The Bill gives effect to the commitment made by the Federal Government in last year’s budget to strengthen penalties for breaches of the ACL, which was subsequently recommended by the various Commonwealth, State, Territory and New Zealand consumer affairs Ministers last September as part of their response to the ACL Review.

Debate will be resumed on the next day of sitting, which is 26 February 2018, with the possibility that the Bill may be referred to Committee for review.  

As drafted, it is intended to take effect on the later of 1 July 2018 and Royal Assent, and to apply to acts or omissions after that date.

A number of other changes proposed in the ACL Review and agreed to by the Ministers have been included in a separate bill which is currently subject to consultation by Treasury in relation to the form of the exposure draft legislation. Submissions are due on 28 February 2018.  

The changes proposed in the draft Treasury Laws Amendment (Australian Consumer Law Review) Bill 2018 include:

  1. Unfair contract terms – enhancements to the ACCC and ASIC’s information gathering powers enhanced to enable them to investigate possible unfair contract terms.  Currently, the trigger for the exercise of such power is a suspected breach of the ACL/ASIC Act.  Given that the existence of an unfair term doesn’t amount to any contravention of the law, the regulators have been somewhat limited in such investigations.  This reform will enable them to better assess whether to seek a court declaration that a term is unfair and void.
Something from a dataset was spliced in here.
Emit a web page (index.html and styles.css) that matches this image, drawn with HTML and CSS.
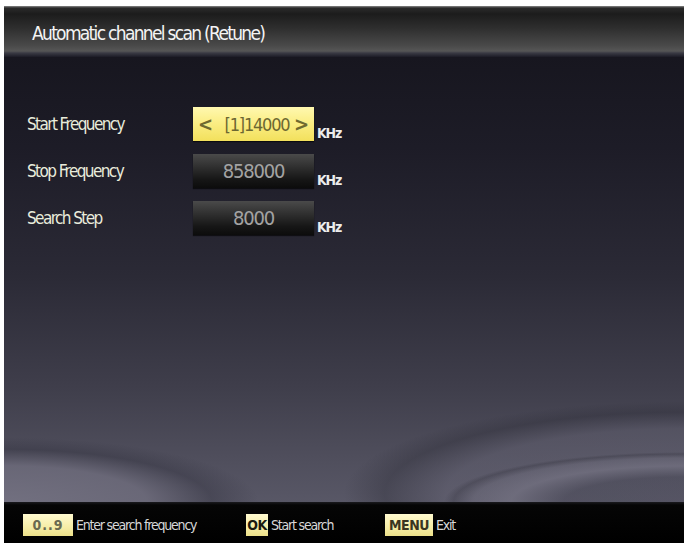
FILE: index.html
```html
<!DOCTYPE html>
<html>
<head>
<meta charset="utf-8">
<link rel="stylesheet" href="styles.css">
</head>
<body>
<div class="screen">
  <div class="titlebar"><span class="title">Automatic channel scan (Retune)</span></div>
  <div class="main">
    <div class="form">
      <div class="label">Start Frequency</div>
      <div class="box box-active"><span class="arrow">&lt;</span><span class="val">[1]14000</span><span class="arrow">&gt;</span></div>
      <div class="unit">KHz</div>

      <div class="label">Stop Frequency</div>
      <div class="box">858000</div>
      <div class="unit">KHz</div>

      <div class="label">Search Step</div>
      <div class="box">8000</div>
      <div class="unit">KHz</div>
    </div>
  </div>
  <div class="footer">
    <div class="hint"><span class="key key-wide">0..9</span><span class="hint-text">Enter search frequency</span></div>
    <div class="hint"><span class="key key-ok">OK</span><span class="hint-text">Start search</span></div>
    <div class="hint"><span class="key key-menu">MENU</span><span class="hint-text">Exit</span></div>
  </div>
</div>
</body>
</html>
```

FILE: styles.css
```css
html, body {
  margin: 0;
  padding: 0;
  background: #ffffff;
}

body {
  font-family: "DejaVu Sans Condensed", "DejaVu Sans", sans-serif;
  font-stretch: condensed;
}

.screen {
  margin: 6px 0 0 4px;
  width: 680px;
  height: 537px;
  display: flex;
  flex-direction: column;
  overflow: hidden;
}

.titlebar {
  height: 51px;
  flex: none;
  display: flex;
  align-items: center;
  padding-left: 28px;
  box-sizing: border-box;
  background: linear-gradient(to bottom, #8a8a8a 0, #2a2a2a 2px, #1c1c1c 8px, #2e2e2e 22px, #4a4a4a 40px, #565656 45px, #3a3a44 47px, #1c1b26 51px);
}

.title {
  color: #f4f4f4;
  font-size: 19px;
  letter-spacing: -1.7px;
  padding-top: 3px;
}

.main {
  flex: 1;
  background:
    radial-gradient(ellipse 260px 66px at 0 100%, rgba(118,116,132,0.85) 0, rgba(112,110,126,0.75) 55%, rgba(45,45,58,0.35) 80%, rgba(45,45,58,0) 98%),
    radial-gradient(ellipse 240px 50px at 100% 100%, rgba(60,60,74,0.3) 0, rgba(60,60,74,0.35) 50%, rgba(118,116,132,0.65) 72%, rgba(118,116,132,0.3) 88%, rgba(40,40,50,0.25) 96%, rgba(40,40,50,0) 100%),
    radial-gradient(ellipse 340px 92px at 100% 98%, rgba(110,108,124,0.4) 0, rgba(105,103,120,0.35) 70%, rgba(40,40,50,0.3) 88%, rgba(40,40,50,0) 100%),
    linear-gradient(to bottom, #17161f 0, #1d1c27 90px, #2b2a36 220px, #3f3e4b 330px, #4f4e5c 400px, #585766 445px);
  padding: 50px 0 0 23px;
  box-sizing: border-box;
}

.form {
  display: grid;
  grid-template-columns: 166px 121px auto;
  grid-auto-rows: 34px;
  row-gap: 13px;
  align-items: center;
}

.label {
  color: #e9ecdc;
  font-size: 17px;
  letter-spacing: -1.6px;
}

.box {
  height: 34px;
  display: flex;
  align-items: center;
  justify-content: center;
  background: linear-gradient(to bottom, #4a4a4a 0, #2e2e2e 40%, #161616 75%, #0c0c0c 100%);
  color: #a3a3a3;
  font-size: 20px;
  letter-spacing: -1.2px;
  box-shadow: 0 1px 1px rgba(0,0,0,0.6);
}

.box-active {
  justify-content: space-between;
  padding: 0 6px 0 5px;
  box-sizing: border-box;
  background: linear-gradient(to bottom, #fff8b0 0, #fbee86 45%, #f2e05c 100%);
  color: #6c6732;
}

.arrow {
  font-size: 20px;
  font-weight: bold;
  color: #6f6a30;
}

.val {
  font-size: 18px;
  letter-spacing: -1.2px;
  padding-left: 8px;
}

.unit {
  align-self: end;
  margin: 0 0 0 3px;
  color: #ececec;
  font-size: 14px;
  font-weight: bold;
  letter-spacing: -1.2px;
  padding-bottom: 0;
}

.footer {
  height: 41px;
  flex: none;
  background: linear-gradient(to bottom, #1a1a1e 0, #050505 3px, #000 100%);
  display: flex;
  align-items: center;
  padding: 4px 0 0 19px;
  box-sizing: border-box;
}

.hint {
  display: flex;
  align-items: center;
}

.hint:nth-child(1) { width: 223px; }
.hint:nth-child(2) { width: 139px; }

.key {
  height: 22px;
  display: flex;
  align-items: center;
  justify-content: center;
  box-sizing: border-box;
  background: linear-gradient(to bottom, #fffad0 0, #f6eda6 60%, #ece08a 100%);
  color: #4a4a30;
  font-size: 14px;
  font-weight: bold;
  letter-spacing: -0.5px;
}

.key-wide { width: 50px; color: #6a6a50; letter-spacing: 1px; }
.key-ok { width: 22px; color: #1a1a10; }
.key-menu { width: 48px; color: #3a3520; }

.hint-text {
  color: #d8d8d8;
  font-size: 14px;
  letter-spacing: -1.2px;
  margin-left: 3px;
}
```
We anticipate that the ACCC will be quick to use this power once available given that unfair terms have been a particular focus for the regulator recently.  In particular, the power will help the ACCC to understand the motivation for a term, the interests sought to be protected, other options that may be available for protecting those interests and therefore whether the term under scrutiny is reasonably necessary in the circumstances.

  2. Product safety - The Minister and ACCC’s powers to obtain information about the safety of goods and services by issuing disclosure notices will be expanded so that not just suppliers, but also other third parties like test laboratories, safety consultants, other businesses and consumers must provide information or documents about potential safety matters.  Given product safety is an enduring enforcement priority for the ACCC, this expanded power will be a valuable addition to the ACCC’s existing toolkit.  
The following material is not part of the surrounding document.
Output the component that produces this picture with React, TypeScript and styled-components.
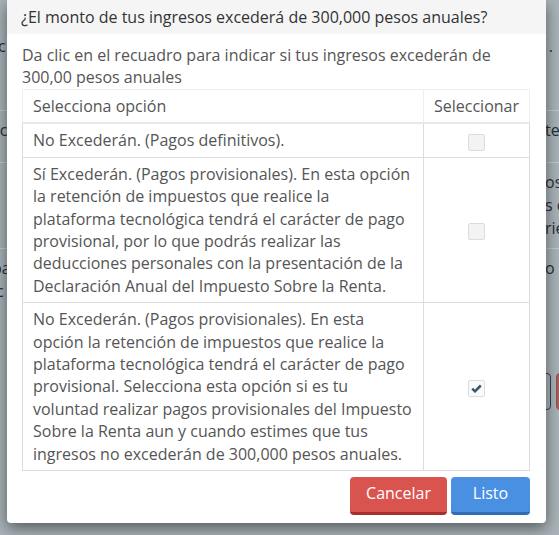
import React, { useState } from "react";
import styled, { createGlobalStyle } from "styled-components";

const GlobalStyle = createGlobalStyle`
  html, body {
    margin: 0;
    padding: 0;
    width: 559px;
    height: 535px;
    overflow: hidden;
    font-family: "Open Sans", "Liberation Sans", sans-serif;
  }
`;

interface Option {
   id: number;
   text: string;
}

const options: Option[] = [
   { id: 1, text: "No Excederán. (Pagos definitivos)." },
   {
      id: 2,
      text:
         "Sí Excederán. (Pagos provisionales). En esta opción la retención de impuestos que realice la plataforma tecnológica tendrá el carácter de pago provisional, por lo que podrás realizar las deducciones personales con la presentación de la Declaración Anual del Impuesto Sobre la Renta.",
   },
   {
      id: 3,
      text:
         "No Excederán. (Pagos provisionales). En esta opción la retención de impuestos que realice la plataforma tecnológica tendrá el carácter de pago provisional. Selecciona esta opción si es tu voluntad realizar pagos provisionales del Impuesto Sobre la Renta aun y cuando estimes que tus ingresos no excederán de 300,000 pesos anuales.",
   },
];

// filas de la página que queda detrás del modal
const backRows = [
   { left: "sc", right: ["te"], h: 52 },
   { left: "", right: ["os", "s c", "rie"], h: 77 },
   { left: "pa", right: ["o"], h: 55, extraLeft: "ic" },
];

const CheckMark = () => (
   <svg width="11" height="9" viewBox="0 0 11 9">
      <path d="M1.2 4.6 L4 7.3 L9.8 1.5" fill="none" stroke="currentColor" strokeWidth="2.5" />
   </svg>
);

const App: React.FC = () => {
   const [selected, setSelected] = useState<number>(3);

   return (
      <>
         <GlobalStyle />
         <Screen>
            <BackPage>
               <BackTitle>
                  <span>ic</span>
                  <span>.</span>
               </BackTitle>
               {backRows.map((r, i) => (
                  <BackRow key={i} $h={r.h}>
                     <BackCell>
                        {r.left}
                        {r.extraLeft && (
                           <>
                              <br />
                              {r.extraLeft}
                           </>
                        )}
                     </BackCell>
                     <BackCell $right>
                        {r.right.map((t, j) => (
                           <div key={j}>{t}</div>
                        ))}
                     </BackCell>
                  </BackRow>
               ))}
               <BackButtons>
                  <BackButton />
                  <BackButton $red />
               </BackButtons>
            </BackPage>

            <Modal>
               <Header>¿El monto de tus ingresos excederá de 300,000 pesos anuales?</Header>
               <Body>
                  <Intro>
                     Da clic en el recuadro para indicar si tus ingresos excederán de 300,00 pesos anuales
                  </Intro>
                  <Table>
                     <thead>
                        <tr>
                           <Th>Selecciona opción</Th>
                           <Th $narrow>Seleccionar</Th>
                        </tr>
                     </thead>
                     <tbody>
                        {options.map((o) => (
                           <tr key={o.id}>
                              <Td>{o.text}</Td>
                              <Td $center>
                                 <Check
                                    $checked={selected === o.id}
                                    onClick={() => setSelected(o.id)}
                                 >
                                    {selected === o.id && <CheckMark />}
                                 </Check>
                              </Td>
                           </tr>
                        ))}
                     </tbody>
                  </Table>
               </Body>
               <Footer>
                  <Button $variant="danger">Cancelar</Button>
                  <Button $variant="primary">Listo</Button>
               </Footer>
            </Modal>
         </Screen>
      </>
   );
};

export default App;

const Screen = styled.div`
  position: relative;
  width: 559px;
  height: 535px;
  overflow: hidden;
  background: #a9b3b8;
`;

const BackPage = styled.div`
  display: flex;
  flex-direction: column;
  padding-top: 35px;
  color: #2a2f33;
  font-size: 16px;
  line-height: 23px;
`;

const BackTitle = styled.div`
  display: flex;
  justify-content: space-between;
  height: 75px;
  padding: 0 6px 0 0;
  margin-left: -6px;
`;

const BackRow = styled.div<{ $h: number }>`
  display: flex;
  justify-content: space-between;
  min-height: ${({ $h }) => $h}px;
  border-top: 1px solid #c3cace;
  padding: 8px 0;
  box-sizing: border-box;
`;

const BackCell = styled.div<{ $right?: boolean }>`
  margin-left: ${({ $right }) => ($right ? "0" : "-8px")};
  margin-right: ${({ $right }) => ($right ? "-10px" : "0")};
  width: 24px;
`;

const BackButtons = styled.div`
  display: flex;
  justify-content: flex-end;
  gap: 5px;
  margin-top: 62px;
  margin-right: -37px;
`;

const BackButton = styled.div<{ $red?: boolean }>`
  width: 40px;
  height: 37px;
  border-radius: 4px;
  box-sizing: border-box;
  border: 1px solid ${({ $red }) => ($red ? "#9a4e4c" : "#3a3f42")};
  background: ${({ $red }) => ($red ? "#a2615f" : "transparent")};
`;

const Modal = styled.div`
  position: absolute;
  left: 7px;
  top: 0;
  width: 539px;
  background: #fff;
  border-radius: 0 0 4px 4px;
  box-shadow: 0 5px 15px rgba(0, 0, 0, 0.5);
  color: #555;
`;

const Header = styled.div`
  background: #f5f5f5;
  color: #333;
  font-size: 16px;
  line-height: 22px;
  padding: 6px 14px;
`;

const Body = styled.div`
  padding: 10px 16px 0 15px;
`;

const Intro = styled.p`
  margin: 0 0 1px;
  font-size: 16px;
  line-height: 22px;
  color: #555;
`;

const Table = styled.table`
  width: 100%;
  border-collapse: collapse;
  font-size: 16px;
  line-height: 22.4px;
  color: #555;
`;

const Th = styled.th<{ $narrow?: boolean }>`
  font-weight: 400;
  text-align: left;
  padding: 5px 10px;
  border: 1px solid #eee;
  border-bottom: 2px solid #e8e8e8;
  width: ${({ $narrow }) => ($narrow ? "85px" : "auto")};
`;

const Td = styled.td<{ $center?: boolean }>`
  padding: 5px 10px;
  border: 1px solid #ddd;
  text-align: ${({ $center }) => ($center ? "center" : "left")};
  vertical-align: middle;
`;

const Check = styled.span<{ $checked: boolean }>`
  display: inline-flex;
  align-items: center;
  justify-content: center;
  width: 17px;
  height: 17px;
  box-sizing: border-box;
  border: 1px solid #dcdcdc;
  border-radius: 2px;
  background: ${({ $checked }) => ($checked ? "#fafafa" : "#f3f3f3")};
  color: #3a566f;
  vertical-align: middle;
  cursor: pointer;
`;

const Footer = styled.div`
  display: flex;
  justify-content: flex-end;
  gap: 4px;
  padding: 6px 16px 8px;
`;

const Button = styled.button<{ $variant: "danger" | "primary" }>`
  font-family: "Open Sans", "Liberation Sans", sans-serif;
  font-size: 16px;
  line-height: 22px;
  color: #fff;
  border: none;
  border-radius: 4px;
  height: 38px;
  padding: 0 16px 3px;
  cursor: pointer;
  background: ${({ $variant }) => ($variant === "danger" ? "#d9534f" : "#4a90e2")};
  border-bottom: 3px solid ${({ $variant }) => ($variant === "danger" ? "#a8302c" : "#2f6db5")};
  min-width: ${({ $variant }) => ($variant === "danger" ? "97px" : "79px")};
`;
  3. Recalls – definition - For the first time, a definition of ‘recall’ will be included in the ACL to make explicit the trigger for the obligation to report a voluntary recall.  Under the new definition, a voluntary recall is corrective action taken by a person engaged in trade or commerce to mitigate a consumer safety risk.  
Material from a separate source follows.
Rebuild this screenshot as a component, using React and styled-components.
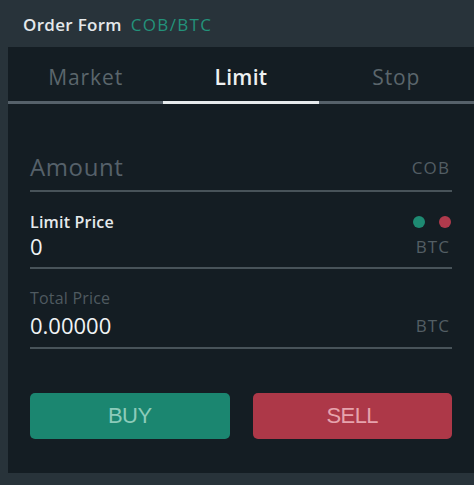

  4. Recall – penalties - The ACL will also be amended to increase the existing penalties for failing to notify a voluntary recall.  The ACL Review Final Report had identified the current penalties as being too low to provide a sufficient incentive on businesses to notify a recall.  The maximum penalty for a breach for failure to notify a voluntary recall will be the greater of $165,000 or 3 times the value of the benefit obtained or attributable to the business and any related bodies corporate as a result of the act or omission.  For individuals, the new maximum civil pecuniary penalty is $33,000.

  5. Follow on actions - Private litigants and regulators taking action in relation to a breach of the ACL may benefit in some circumstances by being able to rely on admitted facts (not just findings of facts) from earlier proceedings.  Companies will therefore need to carefully consider their strategy in defending any ACCC proceedings to minimise the risk of potential class actions.  

  6. Single price - Price transparency is to be enhanced by requiring that fees or charges associated with pre-selected options be included in the single ‘headline’ price.  It is the preselecting and not the offer of such options, that would fall foul of this reform.  The reform is somewhat of a surprising addition as it was not part of the original ACL Review or the resulting recommendations, but is consistent with the ACCC’s focus on drip pricing.  Because the ACL does not require that optional charges be included in the headline price, the headline may not have always represented the total price of the good or service where the seller has pre-selected options.  This will change the way in which online pricing is presented, particularly that of airlines which have commonly presented pre-ticked luggage, food, carbon offsets, insurance and donation options.  It is the preselecting and not the offer of such options, that would fall foul of this reform.

  7. Unsolicited services - The definition of ‘unsolicited services’, will be amended to include services which were not requested nor provided, or where payment is sought before the unsolicited service is provided, in order to allow for “better enforcement” of these provisions.  

  8. Unsolicited consumer agreements - The existing definition of an unsolicited consumer agreement (UCA) will be clarified to make clear that such an agreement can be entered into in a public place, even where a dealer could have entered the place without the consumer’s invitation.  This may include city squares, public streets and open spaces in shopping centres (rather than physical stores within such a complex).  The change is intended to merely clarify, and not expand, the existing definition.

  9. Consumer guarantees - The current exemption to the guarantee of due care and skill in relation to the transportation or storage of goods “for business purposes” has been broadly interpreted by the courts as applying to where either of the buyer or seller act with this purpose.  The proposed reform will clarify the operation of the exemption so that it only applies where the buyer is purchasing for a business purpose, which ensures that consumers have remedies against the transporter.  The standard for due care and skill is relatively high, nonetheless transporters should ensure that their practices and procedures meet the due care and skill guarantee.  

  10. Unconscionable conduct - The unconscionable conduct provisions in the ACL will be extended so that publicly listed companies can seek to utilise these protections.  Accordingly, all classes of consumers and business will be able to rely on these provisions.

  11. Warranties against defects - The anomaly in the mandatory text for warranties against defects (aka “Reg 90 wording”) will finally be rectified to account for the supply of services and the supply of goods and services, in addition to the existing wording relating to the supply of goods.  

  12. Financial products - The definition of ‘financial services’ in the ASIC Act will be amended to include ‘financial products’.

  13. Remedies - The remedies available to a court will be expanded to give the court the power to require the person in contravention of the ACL to engage a third party to perform the required community service.  A court may consider this remedy when the person in breach is not qualified or trusted to give effect to an order.